TASK DETAILS: Omit all pictures. Copy the rest of the material exactly.

DATA BLOCK:
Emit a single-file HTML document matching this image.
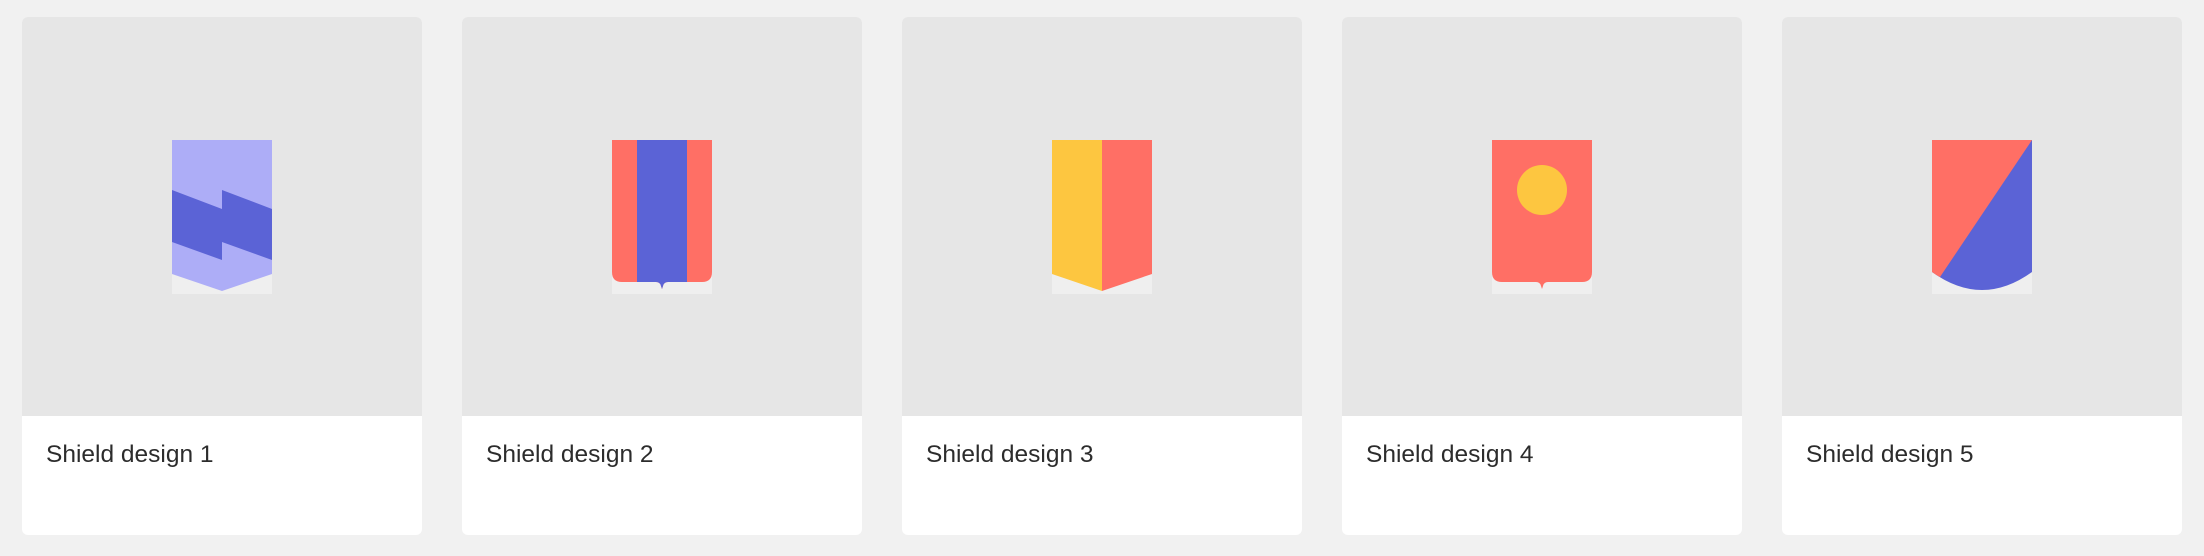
<!DOCTYPE html>
<html><head><meta charset="utf-8"><style>
html,body{margin:0;padding:0;background:#f1f1f1;width:2204px;height:556px;overflow:hidden}
.card{position:absolute;top:17px;width:400px;height:518px;background:#fff;border-radius:6px;overflow:hidden}
.img{position:absolute;left:0;top:0;width:400px;height:399px;background:#e6e6e6}
.img svg{position:absolute;left:150px;top:123px}
.t{position:absolute;left:24px;top:424px;font-family:"Liberation Sans",sans-serif;font-size:24.5px;color:#2c2c2c;white-space:nowrap}
</style></head><body>
<div class="card" style="left:22px"><div class="img"><svg width="100" height="154" viewBox="0 0 100 154">
<rect width="100" height="154" fill="#efefef"/>
<path d="M0 0H100V134L50 151L0 134Z" fill="#adadf7"/>
<path d="M0 50L50 69V50L100 69V120L50 102V120L0 102Z" fill="#5b63d6"/>
</svg></div><div class="t">Shield design 1</div></div>

<div class="card" style="left:462px"><div class="img"><svg width="100" height="154" viewBox="0 0 100 154">
<rect width="100" height="154" fill="#efefef"/>
<path d="M0 0H100V132Q100 142 90 142H56Q52 142 51 146L50 149L49 146Q48 142 44 142H10Q0 142 0 132Z" fill="#ff6f65"/>
<path d="M25 0H75V142H56Q52 142 51 146L50 149L49 146Q48 142 44 142H25Z" fill="#5b63d6"/>
</svg></div><div class="t">Shield design 2</div></div>

<div class="card" style="left:902px"><div class="img"><svg width="100" height="154" viewBox="0 0 100 154">
<rect width="100" height="154" fill="#efefef"/>
<path d="M0 0H50V151L0 134Z" fill="#fdc640"/>
<path d="M50 0H100V134L50 151Z" fill="#ff6f65"/>
</svg></div><div class="t">Shield design 3</div></div>

<div class="card" style="left:1342px"><div class="img"><svg width="100" height="154" viewBox="0 0 100 154">
<rect width="100" height="154" fill="#efefef"/>
<path d="M0 0H100V132Q100 142 90 142H56Q52 142 51 146L50 149L49 146Q48 142 44 142H10Q0 142 0 132Z" fill="#ff6f65"/>
<circle cx="50" cy="50" r="25" fill="#fdc640"/>
</svg></div><div class="t">Shield design 4</div></div>

<div class="card" style="left:1782px"><div class="img"><svg width="100" height="154" viewBox="0 0 100 154">
<rect width="100" height="154" fill="#efefef"/>
<path d="M0 0H100V132Q75 150 50 150Q25 150 0 132Z" fill="#5b63d6"/>
<path d="M0 0H100L8 137Q4 135 0 132Z" fill="#ff6f65"/>
</svg></div><div class="t">Shield design 5</div></div>
</body></html>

RIGHT ANSWER:
Emit a single-file HTML document matching this image.
<!DOCTYPE html>
<html><head><meta charset="utf-8"><style>
html,body{margin:0;padding:0;background:#f1f1f1;width:2204px;height:556px;overflow:hidden}
.card{position:absolute;top:17px;width:400px;height:518px;background:#fff;border-radius:6px;overflow:hidden}
.img{position:absolute;left:0;top:0;width:400px;height:399px;background:#e6e6e6}
.img svg{position:absolute;left:150px;top:123px}
.t{position:absolute;left:24px;top:424px;font-family:"Liberation Sans",sans-serif;font-size:24.5px;color:#2c2c2c;white-space:nowrap}
</style></head><body>
<div class="card" style="left:22px"><div class="img"><svg width="100" height="154" viewBox="0 0 100 154">
<rect width="100" height="154" fill="#efefef"/>
<path d="M0 0H100V134L50 151L0 134Z" fill="#adadf7"/>
<path d="M0 50L50 69V50L100 69V120L50 102V120L0 102Z" fill="#5b63d6"/>
</svg></div><div class="t">Shield design 1</div></div>

<div class="card" style="left:462px"><div class="img"><svg width="100" height="154" viewBox="0 0 100 154">
<rect width="100" height="154" fill="#efefef"/>
<path d="M0 0H100V132Q100 142 90 142H56Q52 142 51 146L50 149L49 146Q48 142 44 142H10Q0 142 0 132Z" fill="#ff6f65"/>
<path d="M25 0H75V142H56Q52 142 51 146L50 149L49 146Q48 142 44 142H25Z" fill="#5b63d6"/>
</svg></div><div class="t">Shield design 2</div></div>

<div class="card" style="left:902px"><div class="img"><svg width="100" height="154" viewBox="0 0 100 154">
<rect width="100" height="154" fill="#efefef"/>
<path d="M0 0H50V151L0 134Z" fill="#fdc640"/>
<path d="M50 0H100V134L50 151Z" fill="#ff6f65"/>
</svg></div><div class="t">Shield design 3</div></div>

<div class="card" style="left:1342px"><div class="img"><svg width="100" height="154" viewBox="0 0 100 154">
<rect width="100" height="154" fill="#efefef"/>
<path d="M0 0H100V132Q100 142 90 142H56Q52 142 51 146L50 149L49 146Q48 142 44 142H10Q0 142 0 132Z" fill="#ff6f65"/>
<circle cx="50" cy="50" r="25" fill="#fdc640"/>
</svg></div><div class="t">Shield design 4</div></div>

<div class="card" style="left:1782px"><div class="img"><svg width="100" height="154" viewBox="0 0 100 154">
<rect width="100" height="154" fill="#efefef"/>
<path d="M0 0H100V132Q75 150 50 150Q25 150 0 132Z" fill="#5b63d6"/>
<path d="M0 0H100L8 137Q4 135 0 132Z" fill="#ff6f65"/>
</svg></div><div class="t">Shield design 5</div></div>
</body></html>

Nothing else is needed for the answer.